### Task to carry out
Write out the data again exactly, skipping every picture.
## BEGIN Dataset extract
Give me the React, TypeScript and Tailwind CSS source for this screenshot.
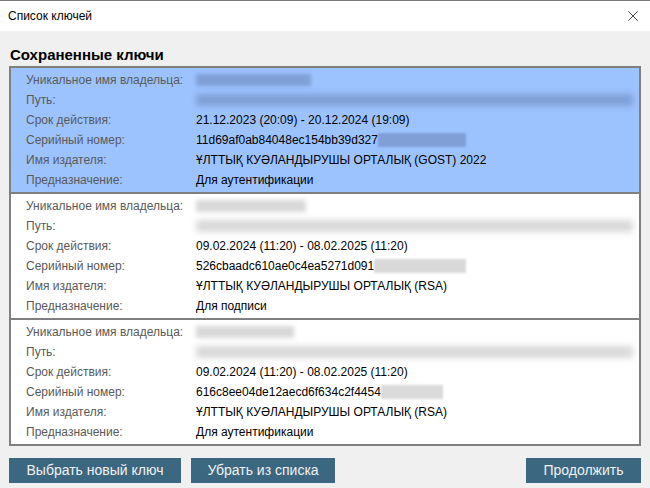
import { X } from "lucide-react";

type Key = {
  period: string;
  serial: string;
  issuer: string;
  purpose: string;
  nameW: number;
  serialW: number;
};

const keys: Key[] = [
  {
    period: "21.12.2023 (20:09) - 20.12.2024 (19:09)",
    serial: "11d69af0ab84048ec154bb39d327",
    issuer: "ҰЛТТЫҚ КУӘЛАНДЫРУШЫ ОРТАЛЫҚ (GOST) 2022",
    purpose: "Для аутентификации",
    nameW: 115,
    serialW: 88,
  },
  {
    period: "09.02.2024 (11:20) - 08.02.2025 (11:20)",
    serial: "526cbaadc610ae0c4ea5271d091",
    issuer: "ҰЛТТЫҚ КУӘЛАНДЫРУШЫ ОРТАЛЫҚ (RSA)",
    purpose: "Для подписи",
    nameW: 110,
    serialW: 92,
  },
  {
    period: "09.02.2024 (11:20) - 08.02.2025 (11:20)",
    serial: "616c8ee04de12aecd6f634c2f4454",
    issuer: "ҰЛТТЫҚ КУӘЛАНДЫРУШЫ ОРТАЛЫҚ (RSA)",
    purpose: "Для аутентификации",
    nameW: 98,
    serialW: 62,
  },
];

function Row({ label, children }: { label: string; children: React.ReactNode }) {
  return (
    <div className="flex h-5 items-center">
      <div className="w-[170px] shrink-0 text-[#595959]">{label}</div>
      <div className="flex min-w-0 flex-1 items-center text-black">{children}</div>
    </div>
  );
}

function KeyItem({ k, selected }: { k: Key; selected: boolean }) {
  const blur = selected ? "bg-[#7f9fd6]" : "bg-[#d9d9d9]";
  return (
    <div
      className={`flex flex-col py-[2px] pl-[15px] pr-[6px] ${selected ? "bg-[#9dc3ff]" : "bg-white"}`}
    >
      <Row label="Уникальное имя владельца:">
        <div className={`h-[12px] blur-[2px] ${blur}`} style={{ width: k.nameW }} />
      </Row>
      <Row label="Путь:">
        <div className={`h-[12px] w-full blur-[3px] ${blur}`} />
      </Row>
      <Row label="Срок действия:">{k.period}</Row>
      <Row label="Серийный номер:">
        <span>{k.serial}</span>
        <div className={`h-[14px] blur-[1px] ${blur}`} style={{ width: k.serialW }} />
      </Row>
      <Row label="Имя издателя:">{k.issuer}</Row>
      <Row label="Предназначение:">{k.purpose}</Row>
    </div>
  );
}

export default function App() {
  return (
    <div className="flex h-[488px] w-[650px] flex-col bg-[#f0f0f0] font-['Liberation_Sans',sans-serif]">
      <div className="flex h-[31px] items-center justify-between border-t border-[#7a7a7a] bg-white pl-[8px] pr-[8px] text-[12px] text-black">
        <span>Список ключей</span>
        <X className="h-[18px] w-[18px] text-[#222]" strokeWidth={1.1} />
      </div>
      <div className="flex flex-1 flex-col px-[9px]">
        <div className="mt-[12px] h-[23px] pl-[1px] text-[15px] font-bold leading-[23px] text-black">
          Сохраненные ключи
        </div>
        <div className="flex flex-col border-2 border-[#7f7f7f] bg-[#7f7f7f] text-[12px] leading-5">
          {keys.map((k, i) => (
            <div key={i} className={i > 0 ? "mt-[2px]" : ""}>
              <KeyItem k={k} selected={i === 0} />
            </div>
          ))}
        </div>
        <div className="mt-[12px] flex items-center gap-[10px] text-[14px] text-[#f2f2f2]">
          <button className="h-[25px] w-[172px] bg-[#3b6781]">Выбрать новый ключ</button>
          <button className="h-[25px] w-[144px] bg-[#3b6781]">Убрать из списка</button>
          <button className="ml-auto h-[25px] w-[115px] bg-[#3b6781]">Продолжить</button>
        </div>
      </div>
    </div>
  );
}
## END Dataset extract
### Exercise output
Give me the React, TypeScript and Tailwind CSS source for this screenshot.
import { X } from "lucide-react";

type Key = {
  period: string;
  serial: string;
  issuer: string;
  purpose: string;
  nameW: number;
  serialW: number;
};

const keys: Key[] = [
  {
    period: "21.12.2023 (20:09) - 20.12.2024 (19:09)",
    serial: "11d69af0ab84048ec154bb39d327",
    issuer: "ҰЛТТЫҚ КУӘЛАНДЫРУШЫ ОРТАЛЫҚ (GOST) 2022",
    purpose: "Для аутентификации",
    nameW: 115,
    serialW: 88,
  },
  {
    period: "09.02.2024 (11:20) - 08.02.2025 (11:20)",
    serial: "526cbaadc610ae0c4ea5271d091",
    issuer: "ҰЛТТЫҚ КУӘЛАНДЫРУШЫ ОРТАЛЫҚ (RSA)",
    purpose: "Для подписи",
    nameW: 110,
    serialW: 92,
  },
  {
    period: "09.02.2024 (11:20) - 08.02.2025 (11:20)",
    serial: "616c8ee04de12aecd6f634c2f4454",
    issuer: "ҰЛТТЫҚ КУӘЛАНДЫРУШЫ ОРТАЛЫҚ (RSA)",
    purpose: "Для аутентификации",
    nameW: 98,
    serialW: 62,
  },
];

function Row({ label, children }: { label: string; children: React.ReactNode }) {
  return (
    <div className="flex h-5 items-center">
      <div className="w-[170px] shrink-0 text-[#595959]">{label}</div>
      <div className="flex min-w-0 flex-1 items-center text-black">{children}</div>
    </div>
  );
}

function KeyItem({ k, selected }: { k: Key; selected: boolean }) {
  const blur = selected ? "bg-[#7f9fd6]" : "bg-[#d9d9d9]";
  return (
    <div
      className={`flex flex-col py-[2px] pl-[15px] pr-[6px] ${selected ? "bg-[#9dc3ff]" : "bg-white"}`}
    >
      <Row label="Уникальное имя владельца:">
        <div className={`h-[12px] blur-[2px] ${blur}`} style={{ width: k.nameW }} />
      </Row>
      <Row label="Путь:">
        <div className={`h-[12px] w-full blur-[3px] ${blur}`} />
      </Row>
      <Row label="Срок действия:">{k.period}</Row>
      <Row label="Серийный номер:">
        <span>{k.serial}</span>
        <div className={`h-[14px] blur-[1px] ${blur}`} style={{ width: k.serialW }} />
      </Row>
      <Row label="Имя издателя:">{k.issuer}</Row>
      <Row label="Предназначение:">{k.purpose}</Row>
    </div>
  );
}

export default function App() {
  return (
    <div className="flex h-[488px] w-[650px] flex-col bg-[#f0f0f0] font-['Liberation_Sans',sans-serif]">
      <div className="flex h-[31px] items-center justify-between border-t border-[#7a7a7a] bg-white pl-[8px] pr-[8px] text-[12px] text-black">
        <span>Список ключей</span>
        <X className="h-[18px] w-[18px] text-[#222]" strokeWidth={1.1} />
      </div>
      <div className="flex flex-1 flex-col px-[9px]">
        <div className="mt-[12px] h-[23px] pl-[1px] text-[15px] font-bold leading-[23px] text-black">
          Сохраненные ключи
        </div>
        <div className="flex flex-col border-2 border-[#7f7f7f] bg-[#7f7f7f] text-[12px] leading-5">
          {keys.map((k, i) => (
            <div key={i} className={i > 0 ? "mt-[2px]" : ""}>
              <KeyItem k={k} selected={i === 0} />
            </div>
          ))}
        </div>
        <div className="mt-[12px] flex items-center gap-[10px] text-[14px] text-[#f2f2f2]">
          <button className="h-[25px] w-[172px] bg-[#3b6781]">Выбрать новый ключ</button>
          <button className="h-[25px] w-[144px] bg-[#3b6781]">Убрать из списка</button>
          <button className="ml-auto h-[25px] w-[115px] bg-[#3b6781]">Продолжить</button>
        </div>
      </div>
    </div>
  );
}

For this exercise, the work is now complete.